- Analyze Melinda’s reaction to the first day of high school and why her fears seem more intense than that of others. Analyze why she says, “I am Outcast.”
- Examine the meanings of the “clans” and the prevalence of high school cliques. Why do we sometimes not like people who are really good at things, like sports, music, art, or school? Is this fair? Are adults like this?
- Discuss the “first ten lies they tell you in high school.” Compare with your first day. So you think Melinda’s assumption that they are “lies” is valid?
- Examine Melinda’s characterization of the teachers. What do these descriptions reflect?
- Discuss Mr. Freeman’s approach to teaching art. Have you had similar experiences in classes with this type of teaching style?
- Discuss Melinda’s home life. How does communication break down in Melinda’s family? What could each person do to improve it? If you were a parent, how would communication be in your family?
- Discuss the interaction between Melinda and Heather. Are they friends? What brings them together?
- Are we sometimes different people on the outside than we are in the inside? How? Why is this true, do you think?
- Discuss Melinda’s decline, including physical symptoms.

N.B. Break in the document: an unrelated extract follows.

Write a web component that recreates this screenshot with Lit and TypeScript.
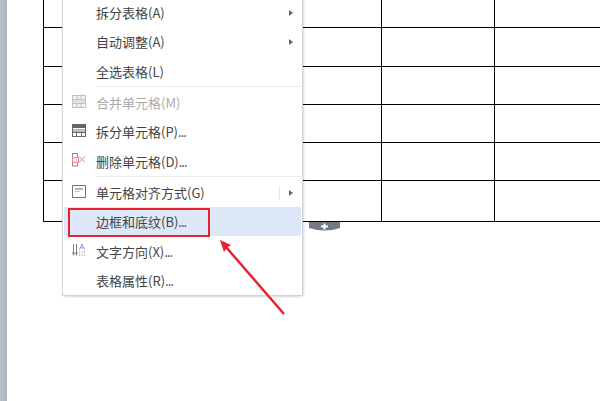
import { LitElement, html, css, svg } from "lit";
import { customElement } from "lit/decorators.js";

const ICONS: Record<string, unknown> = {
  merge: svg`<rect x="0.5" y="0.5" width="13" height="12" fill="#f2f2f2" stroke="#c2c2c2"/><rect x="1" y="5" width="12" height="3" fill="#e2e2e2"/><path d="M1 4.5H13M1 8.5H13M5 1V4M9 1V4M5 9V12M9 9V12" stroke="#c2c2c2" fill="none"/>`,
  split: svg`<rect x="0.5" y="0.5" width="13" height="12" fill="#fff" stroke="#666"/><rect x="1" y="1" width="12" height="3" fill="#666"/><rect x="1" y="5" width="12" height="3" fill="#bdbdbd"/><path d="M1 8.5H13M7 1V4M4.5 9V12M9.5 9V12" stroke="#666" fill="none"/>`,
  del: svg`<rect x="0.5" y="0.5" width="5" height="4" fill="none" stroke="#8a8a8a"/><rect x="0.5" y="9.5" width="5" height="3.5" fill="none" stroke="#8a8a8a"/><rect x="0.5" y="4.5" width="6" height="5" fill="#fbe3e5" stroke="#e58a92"/><path d="M7 3.5L13 9.5M13 3.5L7 9.5" stroke="#e9838c" fill="none"/>`,
  align: svg`<rect x="0.5" y="0.5" width="13" height="12" fill="#fff" stroke="#777"/><rect x="3" y="3" width="8" height="2" fill="#9db8e2"/><rect x="3" y="6" width="5" height="1" fill="#b9c9e6"/>`,
  dir: svg`<path d="M1.5 1V12M4.5 1V12" stroke="#808080" fill="none"/><path d="M0 9.5L1.5 13L3 9.5ZM3 9.5L4.5 13L6 9.5Z" fill="#808080"/><path d="M7.5 6.5L10 1L12.5 6.5M8.5 4.8H11.5" stroke="#7f9fd4" fill="none"/><path d="M7 9H8M9.5 9H10.5M12 9H13M7 12H8M9.5 12H10.5M12 12H13" stroke="#808080" fill="none"/>`,
};

interface Row { label?: string; dots?: boolean; icon?: string; arrow?: boolean; split?: boolean; off?: boolean; hot?: boolean; sep?: boolean; }

const ROWS: Row[] = [
  { label: "拆分表格(A)", arrow: true },
  { label: "自动调整(A)", arrow: true },
  { label: "全选表格(L)" },
  { sep: true },
  { label: "合并单元格(M)", icon: "merge", off: true },
  { label: "拆分单元格(P)", dots: true, icon: "split" },
  { label: "删除单元格(D)", dots: true, icon: "del" },
  { sep: true },
  { label: "单元格对齐方式(G)", icon: "align", arrow: true, split: true },
  { label: "边框和底纹(B)", dots: true, hot: true },
  { label: "文字方向(X)", dots: true, icon: "dir" },
  { label: "表格属性(R)", dots: true },
];

@customElement("app-root")
export class AppRoot extends LitElement {
  static styles = css`
    :host { display: block; width: 600px; height: 401px; overflow: hidden; position: relative; background: #fff;
      font-family: "Noto Sans CJK SC", "Liberation Sans", sans-serif; }
    .page { display: flex; height: 100%; }
    .rail { width: 7px; flex: none; background: linear-gradient(90deg, #b9bdc9, #b3b7c4 85%, #a9adba); }
    .doc { flex: 1; padding-left: 36px; overflow: hidden; }
    .table { display: grid; grid-template-columns: 338px 113px 120px; grid-template-rows: 28px 39px 38px 38px 38px 41px;
      border-left: 1px solid #000; width: 571px; }
    .cell { border-right: 1px solid #000; border-bottom: 1px solid #000; }
    .menu { position: absolute; left: 63px; top: -2px; width: 239px; height: 297px; box-sizing: border-box; background: #fff;
      padding: 0 1px; box-shadow: 0 0 0 1px #d4d4d4, 1px 1px 3px rgba(0,0,0,.28); display: flex; flex-direction: column; }
    .row { height: 29.3px; flex: none; display: flex; align-items: center; padding-left: 32px; font-size: 13px; color: #444; position: relative; line-height: 1; }
    .row.hot { background: #dce8f8; }
    .row.off { color: #aaa; }
    .dots { letter-spacing: -1px; }
    .sep { height: 1px; flex: none; background: #ececec; margin: 0 0 1px 32px; }
    .icon { position: absolute; left: 8px; top: 7px; width: 14px; height: 14px; }
    .arrow { position: absolute; right: 8px; top: 12px; width: 0; height: 0; border-left: 4px solid #666; border-top: 3px solid transparent; border-bottom: 3px solid transparent; }
    .vbar { position: absolute; right: 21px; top: 8px; bottom: 8px; width: 1px; background: #e4e4e4; }
    .mark { position: absolute; left: 68px; top: 208px; width: 142px; height: 29px; box-sizing: border-box; border: 2px solid #e8202e; }
    .handle { position: absolute; left: 309px; top: 222px; }
    .callout { position: absolute; left: 215px; top: 235px; }
  `;

  render() {
    const cells = Array.from({ length: 18 });
    return html`
      <div class="page">
        <div class="rail"></div>
        <div class="doc"><div class="table">${cells.map(() => html`<div class="cell"></div>`)}</div></div>
      </div>
      <svg class="handle" width="31" height="10" viewBox="0 0 31 10">
        <path d="M0 0H31V6Q16 11 0 6Z" fill="#737b85"/>
        <path d="M15.5 1.5V7.5M12 4.5H19" stroke="#fff" stroke-width="2" fill="none"/>
      </svg>
      <div class="menu">
        ${ROWS.map((r) => r.sep
          ? html`<div class="sep"></div>`
          : html`<div class="row ${r.hot ? "hot" : ""} ${r.off ? "off" : ""}">
              ${r.icon ? html`<svg class="icon" viewBox="0 0 14 14">${ICONS[r.icon]}</svg>` : ""}
              <span>${r.label}${r.dots ? html`<span class="dots">...</span>` : ""}</span>
              ${r.split ? html`<span class="vbar"></span>` : ""}
              ${r.arrow ? html`<span class="arrow"></span>` : ""}
            </div>`)}
      </div>
      <div class="mark"></div>
      <svg class="callout" width="75" height="85" viewBox="0 0 75 85">
        <path d="M69 79L11 12" stroke="#ee1c2e" stroke-width="2.4" fill="none"/>
        <path d="M5 5L16 10L12 12.5L9 17Z" fill="#ee1c2e"/>
      </svg>
    `;
  }
}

- Analyze the social studies “debate” and its aftermath. Note who challenges the teacher and the position each person takes. How do you feel about this type of debate? Is the teacher right or wrong? Do students have a right to challenge a teacher?
- Who is a “real” American? What do you think of Mr. Neck’s opinion? Going by his definition, are some of you not really Americans?
- Discuss the Thanksgiving dinner for Melinda’s family and why this is significant.
- Analyze Melinda’s statement about her parents, “I bet they’d be divorced by now if I hadn’t been born.” What does this reflect about her self esteem?
- Examine Melinda’s references to her secret and what this reveals about her relationship with her parents. What do you think happened at the party?
- Discuss Melinda’s athletic ability, her attitude toward being on the basketball team, and the comparison she makes between basketball and life.
- Analyze the deterioration of the relationship between Melinda and Heather. Why is it that people sometimes like us more when they can get something out of us? Are the Marthas good friends to Heather? Why or why not?
- What should we value in other people? What qualities are important in a person? What do you usually notice first about people? Does that really matter?
- Examine Melinda’s reference to IT. Pages 85-86 & 89-90
- Discuss the school conference with Melinda’s parents and the aftermath. What do you think about Melinda’s suicide attempt? Was it real? What does it indicate? What do you think about her mother’s reaction?
- Discuss what precipitates Melinda’s skipping school and what she does.
- Was being a child better than being a teenager? In what ways? In what ways is it better to be older? Why is it hard to be in between childhood and adulthood?
- Analyze the reference to the symbols in The Scarlet Letter and how Melinda would adapt the letter “A.”
- Discuss the dissolution of Melinda and Heather’s friendship and the effect it has on Melinda. What is the meaning of friendship?
- Analyze the events and effects of Valentine’s Day on Melinda and the aftermath.
- Melinda wishes her science teacher would teach them about love and betrayal instead of about the birds and the bees. Where do we learn about things like that? Can we learn about love from a book? Explain?
- Discuss what happens when Melinda is placed in In-School Suspension. How would you react to this situation?
- Analyze Mr. Freeman’s effect on Melinda, inside and outside the art class. Do you agree with his statement, “When people don’t express themselves, they die one piece at a time.”
- Mr. Freeman tells his class, “You must walk alone to find your soul.” What does this mean? Is it true? What is a soul?
- Mr. Freeman also says that “art is about making mistakes and learning from them.” What else is like this? Explain.
- Examine Melinda’s self-image and her survival techniques after Heather’s rejection.
- Examine Melinda’s revelation about the night of the party and its residual effect on her.
- Discuss the evolvement of the name of the Merryweather High mascot and the debate over each name.
- What draws Melinda and Ivy together?
- Do you agree or disagree with “Ten More Lies…” Why?
- Describe Melinda’s inner turmoil when she discovers Rachel is dating Andy. What should she have done? Did she do the right thing?
- What is the symbolism of Mr. Freeman’s statement, “…trees are flexible, so they don’t snap. Scar it, give it a twisted branch-perfect trees don’t exist…Be the tree” (p. 153).
- How does Melinda begin to assert herself and find her voice?
- What happens when Melinda decides to talk to Rachel?
- What do the entries under Melinda’s initial graffiti in the bathroom reveal?
- What is the correlation between Mr. Sordino’s treatment and explanation of the diseased tree with Melinda’s “survival?”
- What happens at the Prom?
- What is the resolution to the story?